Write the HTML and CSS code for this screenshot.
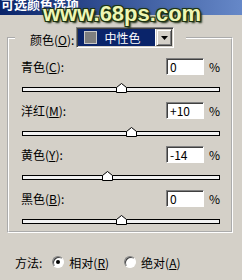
FILE: index.html
```html
<!DOCTYPE html>
<html lang="zh">
<head>
    <meta charset="UTF-8">
    <title>可选颜色选项</title>
    <link rel="stylesheet" href="styles.css">
</head>
<body>

<div class="titlebar"><span class="title">可选颜色选项</span></div>
<div class="watermark">www.68ps.com</div>

<fieldset class="group">
    <legend>
        <span class="legend-inner">
            <span class="label">颜色(<u>O</u>):</span>
            <span class="select">
                <span class="select-value"><span class="swatch"></span>中性色</span>
                <span class="select-btn">
                    <svg width="7" height="4" viewBox="0 0 7 4"><path d="M0 0 H7 L3.5 4 Z" fill="#000"/></svg>
                </span>
            </span>
        </span>
    </legend>

    <div class="row">
        <span class="label">青色(<u>C</u>):</span>
        <span class="field">0</span>
        <span class="pct">%</span>
    </div>
    <div class="track"><span class="thumb" style="left: 50%"><svg width="11" height="10" viewBox="0 0 11 10"><path d="M0.5 9.5 V4.5 L5.5 0.5 L10.5 4.5 V9.5 Z" fill="#fff" stroke="#000"/></svg></span></div>

    <div class="row">
        <span class="label">洋红(<u>M</u>):</span>
        <span class="field">+10</span>
        <span class="pct">%</span>
    </div>
    <div class="track"><span class="thumb" style="left: 55%"><svg width="11" height="10" viewBox="0 0 11 10"><path d="M0.5 9.5 V4.5 L5.5 0.5 L10.5 4.5 V9.5 Z" fill="#fff" stroke="#000"/></svg></span></div>

    <div class="row">
        <span class="label">黄色(<u>Y</u>):</span>
        <span class="field">-14</span>
        <span class="pct">%</span>
    </div>
    <div class="track"><span class="thumb" style="left: 43%"><svg width="11" height="10" viewBox="0 0 11 10"><path d="M0.5 9.5 V4.5 L5.5 0.5 L10.5 4.5 V9.5 Z" fill="#fff" stroke="#000"/></svg></span></div>

    <div class="row">
        <span class="label">黑色(<u>B</u>):</span>
        <span class="field">0</span>
        <span class="pct">%</span>
    </div>
    <div class="track last"><span class="thumb" style="left: 50%"><svg width="11" height="10" viewBox="0 0 11 10"><path d="M0.5 9.5 V4.5 L5.5 0.5 L10.5 4.5 V9.5 Z" fill="#fff" stroke="#000"/></svg></span></div>
</fieldset>

<div class="method">
    <span class="method-label">方法:</span>
    <span class="radio checked"></span>
    <span class="radio-text">相对(<u>R</u>)</span>
    <span class="radio"></span>
    <span class="radio-text">绝对(<u>A</u>)</span>
</div>

</body>
</html>
```

FILE: styles.css
```css
body {
    margin: 0;
    width: 242px;
    height: 280px;
    overflow: hidden;
    position: relative;
    background-color: #d4d0c8;
    font-family: "Noto Sans CJK SC", "Liberation Sans", sans-serif;
    font-size: 12px;
    color: #000;
}
u {
    text-underline-offset: 1px;
}
.titlebar {
    height: 15px;
    overflow: hidden;
    background: linear-gradient(to right, #0a246a, #6688c8);
}
.title {
    display: block;
    margin-top: -5px;
    padding-left: 1px;
    color: #fff;
    font-size: 13px;
    font-weight: bold;
    line-height: 18px;
}
.watermark {
    position: absolute;
    left: 43px;
    top: 1px;
    font-family: "Liberation Sans", Arial, sans-serif;
    font-weight: bold;
    font-size: 22px;
    color: #eef6b4;
    text-shadow: -1px -1px 0 #1d3312, 1px -1px 0 #1d3312, -1px 1px 0 #1d3312, 1px 1px 0 #1d3312, 0 0 3px #2c4a1a, 2px 2px 2px #102008;
}
.group {
    margin: 12px 9px 0 7px;
    padding: 10px 11px 7px 12px;
    border: 2px groove #fff;
}
.group legend {
    margin-left: -6px;
    padding: 0 12px 0 15px;
}
.legend-inner {
    display: flex;
    align-items: center;
    height: 21px;
}
.legend-inner .label {
    margin-right: 2px;
    padding-top: 3px;
}
.select {
    display: flex;
    width: 98px;
    height: 21px;
    box-sizing: border-box;
    border: 1px solid;
    border-color: #808080 #fff #fff #808080;
    box-shadow: inset 1px 1px #404040, inset -1px -1px #d4d0c8;
    padding: 1px;
    background-color: #fff;
}
.select-value {
    flex: 1;
    display: flex;
    align-items: center;
    background-color: #0a246a;
    color: #fff;
    padding-left: 6px;
    margin-right: 1px;
}
.swatch {
    width: 13px;
    height: 13px;
    box-sizing: border-box;
    border: 1px solid #c8c8c8;
    background-color: #7f7f7f;
    margin-right: 7px;
}
.select-btn {
    width: 16px;
    box-sizing: border-box;
    display: flex;
    align-items: center;
    justify-content: center;
    background-color: #d4d0c8;
    border: 1px solid;
    border-color: #d4d0c8 #404040 #404040 #d4d0c8;
    box-shadow: inset 1px 1px #fff, inset -1px -1px #808080;
}
.row {
    display: flex;
    align-items: center;
    height: 17px;
    margin-bottom: 12px;
}
.row .label {
    flex: 1;
}
.field {
    width: 38px;
    height: 17px;
    box-sizing: border-box;
    border: 1px solid;
    border-color: #808080 #fff #fff #808080;
    box-shadow: inset 1px 1px #404040;
    background-color: #fff;
    padding-left: 3px;
    line-height: 15px;
    margin-right: 5px;
}
.pct {
    width: 11px;
}
.track {
    position: relative;
    height: 5px;
    box-sizing: border-box;
    border: 1px solid #000;
    background-color: #f2f2f2;
    margin: 0 0 10px 1px;
}
.track.last {
    margin-bottom: 0;
}
.thumb {
    position: absolute;
    top: -5px;
    margin-left: -5px;
    width: 11px;
    height: 10px;
    display: block;
}
.thumb svg {
    display: block;
}
.method {
    display: flex;
    align-items: center;
    height: 14px;
    margin-top: 22px;
    padding-left: 15px;
}
.method-label {
    margin-right: 10px;
}
.radio {
    width: 12px;
    height: 12px;
    box-sizing: border-box;
    border-radius: 50%;
    border: 1px solid;
    border-color: #808080 #fff #fff #808080;
    box-shadow: inset 1px 1px #404040;
    background-color: #fff;
    display: flex;
    align-items: center;
    justify-content: center;
    margin-right: 5px;
}
.radio.checked::after {
    content: "";
    width: 4px;
    height: 4px;
    border-radius: 50%;
    background-color: #000;
}
.radio-text {
    margin-right: 15px;
}
```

■ ■ ■ ■

▶ _The exercise_
Repeat the material above in full and exactly, omitting the pictures.

▶ _Final result_
Write the HTML and CSS code for this screenshot.
FILE: index.html
```html
<!DOCTYPE html>
<html lang="zh">
<head>
    <meta charset="UTF-8">
    <title>可选颜色选项</title>
    <link rel="stylesheet" href="styles.css">
</head>
<body>

<div class="titlebar"><span class="title">可选颜色选项</span></div>
<div class="watermark">www.68ps.com</div>

<fieldset class="group">
    <legend>
        <span class="legend-inner">
            <span class="label">颜色(<u>O</u>):</span>
            <span class="select">
                <span class="select-value"><span class="swatch"></span>中性色</span>
                <span class="select-btn">
                    <svg width="7" height="4" viewBox="0 0 7 4"><path d="M0 0 H7 L3.5 4 Z" fill="#000"/></svg>
                </span>
            </span>
        </span>
    </legend>

    <div class="row">
        <span class="label">青色(<u>C</u>):</span>
        <span class="field">0</span>
        <span class="pct">%</span>
    </div>
    <div class="track"><span class="thumb" style="left: 50%"><svg width="11" height="10" viewBox="0 0 11 10"><path d="M0.5 9.5 V4.5 L5.5 0.5 L10.5 4.5 V9.5 Z" fill="#fff" stroke="#000"/></svg></span></div>

    <div class="row">
        <span class="label">洋红(<u>M</u>):</span>
        <span class="field">+10</span>
        <span class="pct">%</span>
    </div>
    <div class="track"><span class="thumb" style="left: 55%"><svg width="11" height="10" viewBox="0 0 11 10"><path d="M0.5 9.5 V4.5 L5.5 0.5 L10.5 4.5 V9.5 Z" fill="#fff" stroke="#000"/></svg></span></div>

    <div class="row">
        <span class="label">黄色(<u>Y</u>):</span>
        <span class="field">-14</span>
        <span class="pct">%</span>
    </div>
    <div class="track"><span class="thumb" style="left: 43%"><svg width="11" height="10" viewBox="0 0 11 10"><path d="M0.5 9.5 V4.5 L5.5 0.5 L10.5 4.5 V9.5 Z" fill="#fff" stroke="#000"/></svg></span></div>

    <div class="row">
        <span class="label">黑色(<u>B</u>):</span>
        <span class="field">0</span>
        <span class="pct">%</span>
    </div>
    <div class="track last"><span class="thumb" style="left: 50%"><svg width="11" height="10" viewBox="0 0 11 10"><path d="M0.5 9.5 V4.5 L5.5 0.5 L10.5 4.5 V9.5 Z" fill="#fff" stroke="#000"/></svg></span></div>
</fieldset>

<div class="method">
    <span class="method-label">方法:</span>
    <span class="radio checked"></span>
    <span class="radio-text">相对(<u>R</u>)</span>
    <span class="radio"></span>
    <span class="radio-text">绝对(<u>A</u>)</span>
</div>

</body>
</html>
```

FILE: styles.css
```css
body {
    margin: 0;
    width: 242px;
    height: 280px;
    overflow: hidden;
    position: relative;
    background-color: #d4d0c8;
    font-family: "Noto Sans CJK SC", "Liberation Sans", sans-serif;
    font-size: 12px;
    color: #000;
}
u {
    text-underline-offset: 1px;
}
.titlebar {
    height: 15px;
    overflow: hidden;
    background: linear-gradient(to right, #0a246a, #6688c8);
}
.title {
    display: block;
    margin-top: -5px;
    padding-left: 1px;
    color: #fff;
    font-size: 13px;
    font-weight: bold;
    line-height: 18px;
}
.watermark {
    position: absolute;
    left: 43px;
    top: 1px;
    font-family: "Liberation Sans", Arial, sans-serif;
    font-weight: bold;
    font-size: 22px;
    color: #eef6b4;
    text-shadow: -1px -1px 0 #1d3312, 1px -1px 0 #1d3312, -1px 1px 0 #1d3312, 1px 1px 0 #1d3312, 0 0 3px #2c4a1a, 2px 2px 2px #102008;
}
.group {
    margin: 12px 9px 0 7px;
    padding: 10px 11px 7px 12px;
    border: 2px groove #fff;
}
.group legend {
    margin-left: -6px;
    padding: 0 12px 0 15px;
}
.legend-inner {
    display: flex;
    align-items: center;
    height: 21px;
}
.legend-inner .label {
    margin-right: 2px;
    padding-top: 3px;
}
.select {
    display: flex;
    width: 98px;
    height: 21px;
    box-sizing: border-box;
    border: 1px solid;
    border-color: #808080 #fff #fff #808080;
    box-shadow: inset 1px 1px #404040, inset -1px -1px #d4d0c8;
    padding: 1px;
    background-color: #fff;
}
.select-value {
    flex: 1;
    display: flex;
    align-items: center;
    background-color: #0a246a;
    color: #fff;
    padding-left: 6px;
    margin-right: 1px;
}
.swatch {
    width: 13px;
    height: 13px;
    box-sizing: border-box;
    border: 1px solid #c8c8c8;
    background-color: #7f7f7f;
    margin-right: 7px;
}
.select-btn {
    width: 16px;
    box-sizing: border-box;
    display: flex;
    align-items: center;
    justify-content: center;
    background-color: #d4d0c8;
    border: 1px solid;
    border-color: #d4d0c8 #404040 #404040 #d4d0c8;
    box-shadow: inset 1px 1px #fff, inset -1px -1px #808080;
}
.row {
    display: flex;
    align-items: center;
    height: 17px;
    margin-bottom: 12px;
}
.row .label {
    flex: 1;
}
.field {
    width: 38px;
    height: 17px;
    box-sizing: border-box;
    border: 1px solid;
    border-color: #808080 #fff #fff #808080;
    box-shadow: inset 1px 1px #404040;
    background-color: #fff;
    padding-left: 3px;
    line-height: 15px;
    margin-right: 5px;
}
.pct {
    width: 11px;
}
.track {
    position: relative;
    height: 5px;
    box-sizing: border-box;
    border: 1px solid #000;
    background-color: #f2f2f2;
    margin: 0 0 10px 1px;
}
.track.last {
    margin-bottom: 0;
}
.thumb {
    position: absolute;
    top: -5px;
    margin-left: -5px;
    width: 11px;
    height: 10px;
    display: block;
}
.thumb svg {
    display: block;
}
.method {
    display: flex;
    align-items: center;
    height: 14px;
    margin-top: 22px;
    padding-left: 15px;
}
.method-label {
    margin-right: 10px;
}
.radio {
    width: 12px;
    height: 12px;
    box-sizing: border-box;
    border-radius: 50%;
    border: 1px solid;
    border-color: #808080 #fff #fff #808080;
    box-shadow: inset 1px 1px #404040;
    background-color: #fff;
    display: flex;
    align-items: center;
    justify-content: center;
    margin-right: 5px;
}
.radio.checked::after {
    content: "";
    width: 4px;
    height: 4px;
    border-radius: 50%;
    background-color: #000;
}
.radio-text {
    margin-right: 15px;
}
```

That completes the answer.